Dewasa Ala (Pantangan Keras/Hari Buruk)
Sangat vital bagi Prajuru atau Pengempon pura untuk menghindari hari-hari berikut. Kesalahan memilih hari ini dapat berakibat fatal:
| Nama Dewasa Ala | Karakteristik Energi | Implikasi pada Pemugaran |
| Carik Walangati | Energi yang memotong, memisahkan dengan kasar, dan membawa kesedihan mendalam. | Sangat dilarang untuk Pralina maupun Nasarin. Dipercaya dapat menyebabkan kematian mendadak atau perselisihan tajam di antara keluarga pemilik sanggah. |
| Kala Temah | Waktu yang membawa ketidakstabilan, kekacauan, dan kutukan. | Membongkar pelinggih pada hari ini dapat memicu energi negatif yang sulit diredam, menyebabkan renovasi terbengkalai atau pekerja sakit. |
| Kala Sasab | Energi wabah dan penyakit. | Disebutkan dalam lontar bahwa jika tempat suci dipugar pada hari ini, dampaknya bisa “merusak bumi” atau menyebarkan penyakit (gering) kepada komunitas. |
| Taliwangke | Sifat “mengikat” pada kematian (bangkai). | Meskipun baik untuk membuat pagar, hari ini sangat buruk untuk pemugaran tempat suci karena dapat mengikat energi kematian pada bangunan baru. |
| Babi Munggah | Ketidakstabilan unsur tanah (Pertiwi). | Tidak baik untuk menggali pondasi atau menurunkan struktur bangunan karena tanah dianggap sedang “labil”. |
| Rangda Tiga | Energi pemisah yang kuat dan negatif. | Pantangan keras untuk upacara besar, termasuk Ngenteg Linggih atau Melaspas. |
Dalam praktiknya, penentuan Dewasa tidak bisa berdiri sendiri. Sulinggih biasanya akan melakukan langkah-langkah verifikasi berlapis :
- Analisis Sasih : Menghindari Sasih yang dianggap “panas” atau penuh gejolak alam untuk memulai pekerjaan besar, kecuali terpaksa. Sasih Kesanga (Maret) umumnya dihindari untuk memulai bangunan karena dominasi Bhuta Kala menjelang Nyepi, namun baik untuk Pecaruan.
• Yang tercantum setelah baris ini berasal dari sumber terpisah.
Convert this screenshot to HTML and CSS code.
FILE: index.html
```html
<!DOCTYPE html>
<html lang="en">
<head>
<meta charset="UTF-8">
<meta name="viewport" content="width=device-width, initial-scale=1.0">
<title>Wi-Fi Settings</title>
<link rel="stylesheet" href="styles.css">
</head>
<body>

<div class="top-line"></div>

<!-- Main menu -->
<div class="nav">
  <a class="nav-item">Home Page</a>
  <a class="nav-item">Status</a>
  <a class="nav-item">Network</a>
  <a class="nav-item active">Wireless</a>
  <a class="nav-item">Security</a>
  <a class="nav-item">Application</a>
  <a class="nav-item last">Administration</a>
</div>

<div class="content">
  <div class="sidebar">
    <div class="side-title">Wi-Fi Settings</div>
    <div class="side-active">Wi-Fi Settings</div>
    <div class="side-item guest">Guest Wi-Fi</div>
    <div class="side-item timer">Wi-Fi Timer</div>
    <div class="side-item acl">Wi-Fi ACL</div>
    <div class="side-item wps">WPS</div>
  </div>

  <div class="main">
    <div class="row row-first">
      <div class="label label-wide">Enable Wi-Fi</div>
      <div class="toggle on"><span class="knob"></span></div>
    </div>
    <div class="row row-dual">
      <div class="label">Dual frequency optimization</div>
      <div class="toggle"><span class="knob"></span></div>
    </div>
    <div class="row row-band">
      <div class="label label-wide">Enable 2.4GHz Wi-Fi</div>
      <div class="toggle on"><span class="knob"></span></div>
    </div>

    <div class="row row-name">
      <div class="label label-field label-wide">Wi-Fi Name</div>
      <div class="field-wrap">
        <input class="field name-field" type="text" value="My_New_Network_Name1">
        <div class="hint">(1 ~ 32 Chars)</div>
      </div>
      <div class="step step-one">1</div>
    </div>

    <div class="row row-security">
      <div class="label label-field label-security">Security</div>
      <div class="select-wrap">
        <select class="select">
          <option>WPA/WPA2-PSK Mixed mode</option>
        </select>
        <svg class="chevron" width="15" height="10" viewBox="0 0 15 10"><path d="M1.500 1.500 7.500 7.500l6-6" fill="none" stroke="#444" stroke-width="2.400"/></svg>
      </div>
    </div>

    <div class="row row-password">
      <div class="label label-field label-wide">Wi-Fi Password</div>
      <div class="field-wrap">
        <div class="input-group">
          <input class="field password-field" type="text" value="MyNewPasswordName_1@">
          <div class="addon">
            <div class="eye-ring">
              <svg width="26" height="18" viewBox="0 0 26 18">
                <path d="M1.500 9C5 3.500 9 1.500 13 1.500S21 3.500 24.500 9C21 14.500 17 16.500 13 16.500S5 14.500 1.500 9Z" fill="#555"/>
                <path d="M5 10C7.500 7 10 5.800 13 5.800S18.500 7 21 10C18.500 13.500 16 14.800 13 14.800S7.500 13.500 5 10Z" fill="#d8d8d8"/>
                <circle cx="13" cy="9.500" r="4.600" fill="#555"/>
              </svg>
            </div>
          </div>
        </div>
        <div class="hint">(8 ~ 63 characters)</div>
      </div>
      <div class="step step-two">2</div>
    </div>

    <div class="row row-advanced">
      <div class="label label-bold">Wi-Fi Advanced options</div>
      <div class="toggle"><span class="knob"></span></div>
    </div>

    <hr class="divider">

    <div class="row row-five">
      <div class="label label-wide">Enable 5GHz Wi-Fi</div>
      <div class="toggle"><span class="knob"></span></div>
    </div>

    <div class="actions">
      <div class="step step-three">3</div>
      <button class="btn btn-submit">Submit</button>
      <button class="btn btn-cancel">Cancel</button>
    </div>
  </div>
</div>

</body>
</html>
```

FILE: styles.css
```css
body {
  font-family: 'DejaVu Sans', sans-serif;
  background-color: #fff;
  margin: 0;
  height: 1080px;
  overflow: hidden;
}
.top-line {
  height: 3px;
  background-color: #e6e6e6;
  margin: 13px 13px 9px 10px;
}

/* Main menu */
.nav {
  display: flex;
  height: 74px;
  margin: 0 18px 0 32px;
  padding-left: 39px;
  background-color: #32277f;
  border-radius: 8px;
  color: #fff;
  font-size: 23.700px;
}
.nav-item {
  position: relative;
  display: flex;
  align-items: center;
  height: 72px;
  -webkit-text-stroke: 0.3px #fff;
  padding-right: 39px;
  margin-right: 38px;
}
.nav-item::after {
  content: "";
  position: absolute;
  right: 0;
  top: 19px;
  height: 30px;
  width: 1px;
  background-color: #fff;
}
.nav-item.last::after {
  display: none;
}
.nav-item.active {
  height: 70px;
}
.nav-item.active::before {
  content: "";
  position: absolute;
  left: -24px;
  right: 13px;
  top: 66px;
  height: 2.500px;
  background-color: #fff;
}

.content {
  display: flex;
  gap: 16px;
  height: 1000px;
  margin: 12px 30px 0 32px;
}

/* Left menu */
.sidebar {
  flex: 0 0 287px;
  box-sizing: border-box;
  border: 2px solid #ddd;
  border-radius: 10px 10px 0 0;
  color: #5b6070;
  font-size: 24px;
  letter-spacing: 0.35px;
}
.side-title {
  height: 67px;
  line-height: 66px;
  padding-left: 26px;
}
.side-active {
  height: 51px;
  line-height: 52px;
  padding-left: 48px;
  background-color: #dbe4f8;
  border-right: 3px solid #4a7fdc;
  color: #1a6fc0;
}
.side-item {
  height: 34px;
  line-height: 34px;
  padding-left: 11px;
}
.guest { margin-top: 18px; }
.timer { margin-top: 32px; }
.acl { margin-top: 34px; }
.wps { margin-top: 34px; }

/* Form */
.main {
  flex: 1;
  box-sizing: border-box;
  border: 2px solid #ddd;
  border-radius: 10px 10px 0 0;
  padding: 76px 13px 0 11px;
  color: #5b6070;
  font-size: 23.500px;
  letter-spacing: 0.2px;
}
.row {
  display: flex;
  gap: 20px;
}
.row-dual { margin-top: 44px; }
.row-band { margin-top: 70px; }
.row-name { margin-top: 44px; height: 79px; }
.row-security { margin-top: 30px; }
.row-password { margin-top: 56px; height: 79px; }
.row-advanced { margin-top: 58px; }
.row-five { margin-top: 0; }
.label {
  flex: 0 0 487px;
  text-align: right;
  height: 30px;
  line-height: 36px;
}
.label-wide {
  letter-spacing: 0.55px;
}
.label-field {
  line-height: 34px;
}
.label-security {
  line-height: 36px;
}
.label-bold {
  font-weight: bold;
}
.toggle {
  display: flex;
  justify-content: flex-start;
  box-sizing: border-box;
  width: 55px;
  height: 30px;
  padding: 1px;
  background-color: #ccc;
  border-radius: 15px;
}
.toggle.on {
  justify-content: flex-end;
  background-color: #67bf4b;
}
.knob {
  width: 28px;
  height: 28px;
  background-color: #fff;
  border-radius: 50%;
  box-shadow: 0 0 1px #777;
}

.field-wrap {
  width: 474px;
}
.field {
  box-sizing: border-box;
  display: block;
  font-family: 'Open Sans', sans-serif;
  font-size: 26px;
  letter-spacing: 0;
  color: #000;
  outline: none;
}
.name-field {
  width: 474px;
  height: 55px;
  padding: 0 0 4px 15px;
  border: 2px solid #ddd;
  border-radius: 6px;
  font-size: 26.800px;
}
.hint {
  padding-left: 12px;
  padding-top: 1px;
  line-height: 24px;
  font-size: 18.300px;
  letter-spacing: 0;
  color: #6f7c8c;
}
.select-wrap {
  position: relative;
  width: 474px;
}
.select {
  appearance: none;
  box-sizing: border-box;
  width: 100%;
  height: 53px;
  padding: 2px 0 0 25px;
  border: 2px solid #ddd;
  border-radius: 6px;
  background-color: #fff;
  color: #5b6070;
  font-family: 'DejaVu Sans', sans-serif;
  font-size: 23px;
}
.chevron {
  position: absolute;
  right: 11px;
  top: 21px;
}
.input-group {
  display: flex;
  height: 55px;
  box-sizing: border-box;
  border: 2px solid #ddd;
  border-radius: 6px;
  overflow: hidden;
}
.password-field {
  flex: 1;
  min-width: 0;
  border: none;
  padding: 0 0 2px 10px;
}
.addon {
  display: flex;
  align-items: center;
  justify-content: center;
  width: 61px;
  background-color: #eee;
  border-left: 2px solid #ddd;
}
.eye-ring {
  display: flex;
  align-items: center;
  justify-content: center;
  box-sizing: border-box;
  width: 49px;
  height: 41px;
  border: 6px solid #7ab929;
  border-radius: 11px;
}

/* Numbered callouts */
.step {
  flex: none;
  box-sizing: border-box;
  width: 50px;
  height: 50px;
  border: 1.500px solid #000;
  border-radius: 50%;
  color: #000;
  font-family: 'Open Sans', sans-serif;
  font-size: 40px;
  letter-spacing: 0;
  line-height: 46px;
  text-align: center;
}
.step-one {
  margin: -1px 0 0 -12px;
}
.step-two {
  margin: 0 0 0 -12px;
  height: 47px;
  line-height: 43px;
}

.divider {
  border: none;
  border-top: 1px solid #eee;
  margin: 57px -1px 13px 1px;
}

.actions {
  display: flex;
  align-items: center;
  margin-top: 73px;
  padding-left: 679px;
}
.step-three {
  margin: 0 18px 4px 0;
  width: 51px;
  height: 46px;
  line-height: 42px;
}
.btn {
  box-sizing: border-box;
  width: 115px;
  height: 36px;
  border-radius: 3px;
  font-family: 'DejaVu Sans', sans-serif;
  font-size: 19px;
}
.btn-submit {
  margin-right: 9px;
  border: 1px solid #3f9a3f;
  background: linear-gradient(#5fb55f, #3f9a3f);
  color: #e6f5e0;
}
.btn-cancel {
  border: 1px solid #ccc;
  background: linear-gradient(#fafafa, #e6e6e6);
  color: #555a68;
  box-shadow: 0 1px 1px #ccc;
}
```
- Kombinasi Wuku dan Wewaran : Memastikan tanggal yang dipilih tidak jatuh pada Pasah (hari perpisahan) jika tujuannya menyatukan, namun Pasah mungkin dipertimbangkan untuk Pralina (perpisahan) dengan catatan khusus.
- Referensi Lontar Spesifik : Mengacu pada Wariga Gemet untuk melihat dewa pelindung hari tersebut.